Monday, April 4, 2011
Vintage Finds and a War Journal
Recently we had the "birthday" anniversary meeting for our AAUW branch. We met in Farmersville at the Sugar Hill Restaurant. The restaurant features home style cooking and an array of vintage, new, and antique dish ware, all of which is for sale.
I'm thinking seriously of going back and getting a set of these dishes. Isn't this plate beautiful?
Here's a shot of my buffet selections. I chose a cabbage soup and a selection of salads. Since since hubby and son are not into veggies and salads I consider them a treat.
The Sweet Sensations were there to entertain us--think barbershop quartet, only with women and a larger group. They are really good and very entertaining. The program consisted of patriotic songs in honor of a late member of our group.

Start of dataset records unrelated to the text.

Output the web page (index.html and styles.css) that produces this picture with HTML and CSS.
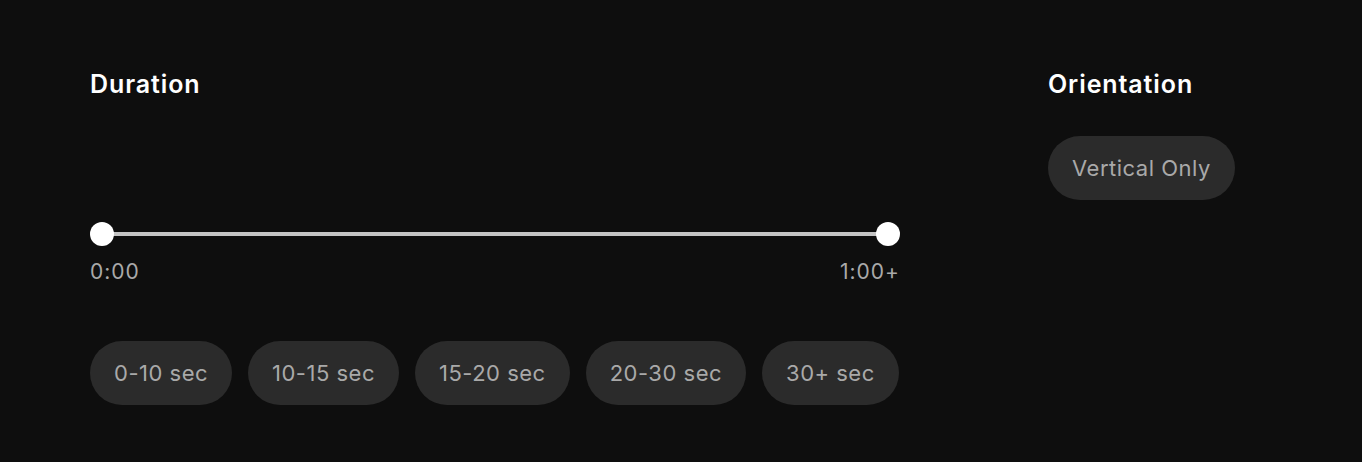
FILE: index.html
```html
<!DOCTYPE html>
<html lang="en">
<head>
  <meta charset="UTF-8">
  <title>Filters</title>
  <link rel="stylesheet" href="styles.css">
</head>
<body>
  <div class="filters">
    <section class="group duration">
      <h3>Duration</h3>
      <div class="range">
        <div class="track"></div>
        <span class="thumb"></span>
        <span class="thumb"></span>
      </div>
      <div class="range-labels">
        <span>0:00</span>
        <span>1:00+</span>
      </div>
      <div class="chips">
        <button class="chip">0-10 sec</button>
        <button class="chip">10-15 sec</button>
        <button class="chip">15-20 sec</button>
        <button class="chip">20-30 sec</button>
        <button class="chip">30+ sec</button>
      </div>
    </section>
    <section class="group">
      <h3>Orientation</h3>
      <div class="chips orient">
        <button class="chip">Vertical Only</button>
      </div>
    </section>
  </div>
</body>
</html>
```
FILE: styles.css
```css
body {
  margin: 0;
  background: #0e0e0e;
  color: #fff;
  font-family: Inter, "Noto Sans", sans-serif;
}
.filters {
  display: flex;
  gap: 148px;
  padding: 67px 90px;
}
h3 {
  margin: 0;
  font-size: 25px;
  font-weight: 600;
  line-height: 34px;
  letter-spacing: 0.9px;
}
.duration {
  width: 810px;
}
.range {
  position: relative;
  height: 24px;
  margin-top: 121px;
  display: flex;
  justify-content: space-between;
  align-items: center;
}
.track {
  position: absolute;
  left: 12px;
  right: 12px;
  top: 10px;
  height: 4px;
  background: #c4c4c4;
}
.thumb {
  position: relative;
  width: 24px;
  height: 24px;
  border-radius: 50%;
  background: #fff;
}
.range-labels {
  display: flex;
  justify-content: space-between;
  margin-top: 12px;
  font-size: 21px;
  line-height: 28px;
  color: #a9a9a9;
  letter-spacing: 1px;
}
.chips {
  display: flex;
  gap: 16px;
  margin-top: 55px;
}
.chips.orient {
  margin-top: 35px;
}
.chip {
  height: 64px;
  padding: 0 24px;
  border: none;
  border-radius: 32px;
  background: #2b2b2b;
  color: #a9a9a9;
  font-family: inherit;
  font-size: 22px;
  letter-spacing: 0.5px;
  cursor: pointer;
}
```
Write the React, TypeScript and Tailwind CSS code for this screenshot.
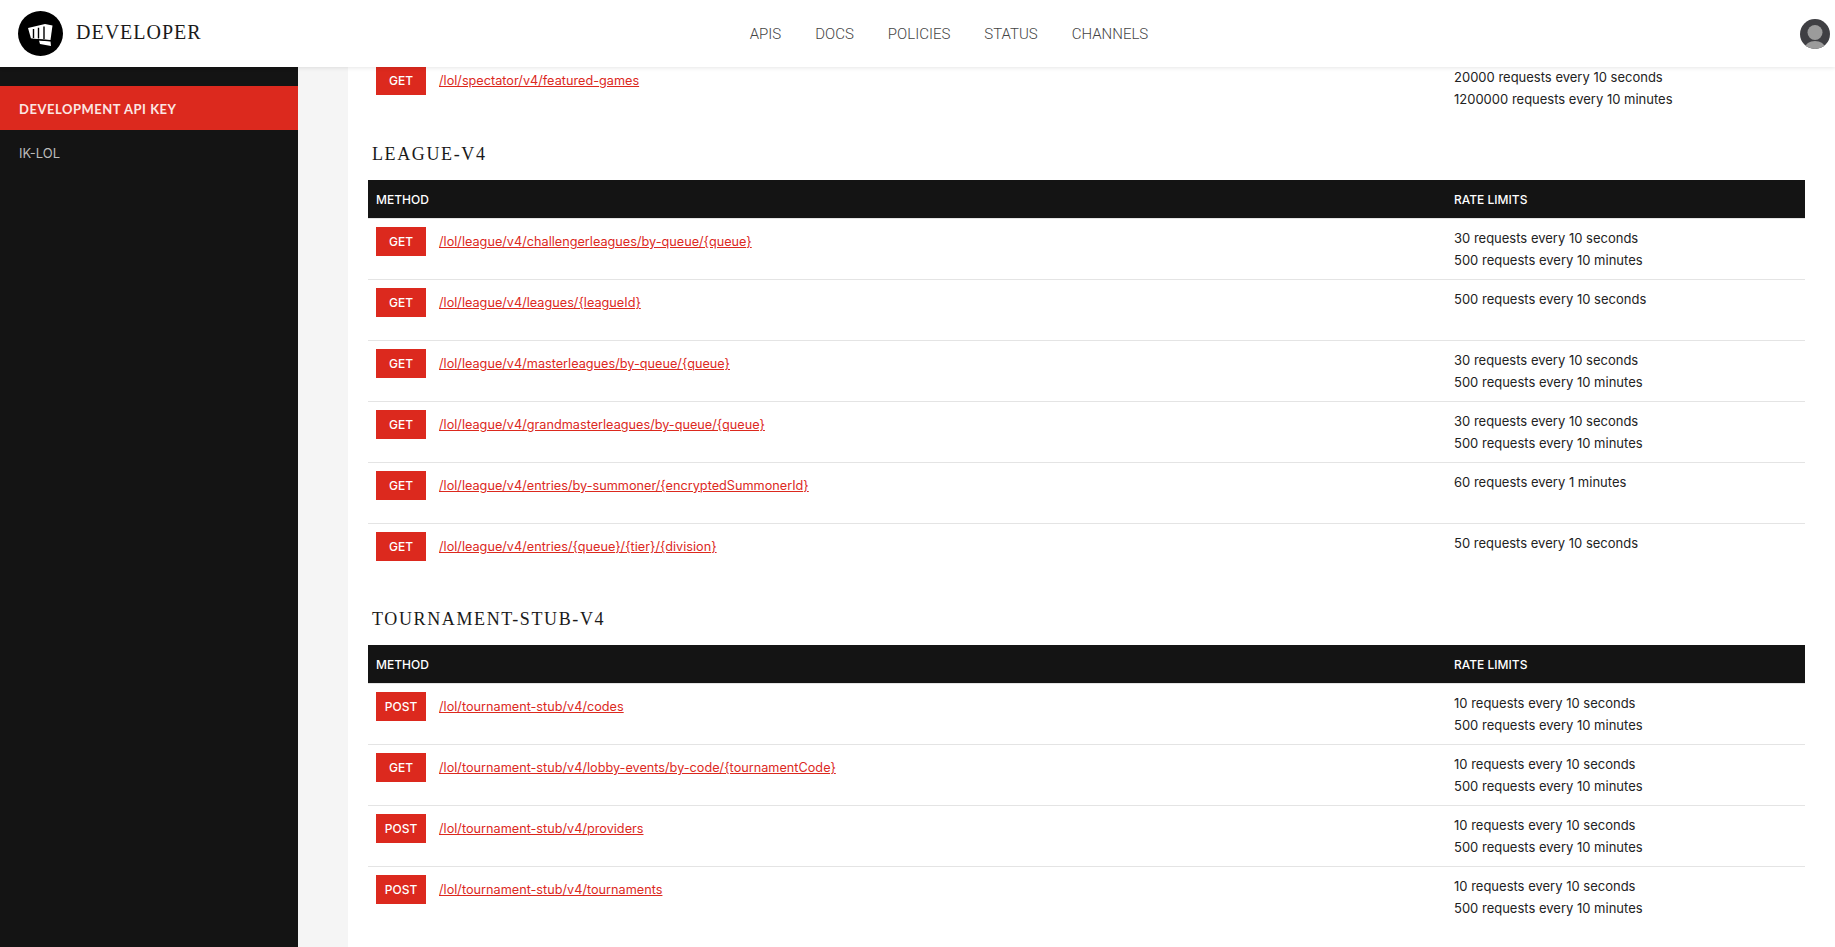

After lunch I went antiquing in the stores around the town square. I like to go antiquing but don't always find much. This time I'm pretty pleased with my haul.
In the shop adjoining the restaurant I found this cool vintage bracelet. I believe it is Czech glass.
My favorite find of the day was at Farmersville Antique Store where I found this beautiful and mostly working typewriter. The ribbon is there, but broken, and something is jamming a couple of keys. The carriage still moves though and I think repairs will be possible. I believe this is an Underwood No. 5 but the decals on the bottom of the front frame that usually have the model number are not there. The no. 5 is the most common of the antique typewriters. I plan to use this to type things to use in collage and on collaged pendants when I get it fixed.
This jewelry was calling my name--I swear I heard it. I love the little crystal headpins on the smaller pin and the drusy crystal look on the Marquis shaped crystals on the earrings.
Afterwards I visited a third shop where I found another rhinestone necklace and a Bluejackets Manual from the WWII era.
This was the first Bluejackets Manual I have seen. It's a Navy instruction manual that covers what a sailor needs to know--things like how to organize the locker for inspection, rules and regulations, etc. I got very excited when I found it.
My great uncle, Bill Carter, served in the Navy during WWII. He was a 19 year old sailor on the Utah when Pearl Harbor was attacked. He survived because he just happened to be on deck when the Utah was hit and sank. He served for the duration of the war.
My friend Paul and I have been working on my late Uncle Bill's journal. Mostly Paul is doing the work. He's a historian and has done the notes and things. Luckily my aunt Sarah scanned the journal many years ago so we have good copies to work from. The original is in very delicate condition. My great aunt Helen (Bill's wife) is eager to see it published. Bill did a lot of sketches in his journal of things he saw--ships burning and other things. It's very interesting not just for our family members, but as a historical document.
This brings me back to the Bluejackets manual. Navy personal weren't supposed to be keeping journals. Uncle Bill wrapped his journal up very well in brown paper, wrote a note on it saying "I can't think of a better gift for a bosun mate's wife than a bluejackets manual." Then he tied it up in a lot of string and mailed it. The journal was the same size as a manual and it went through without being opened by the censors.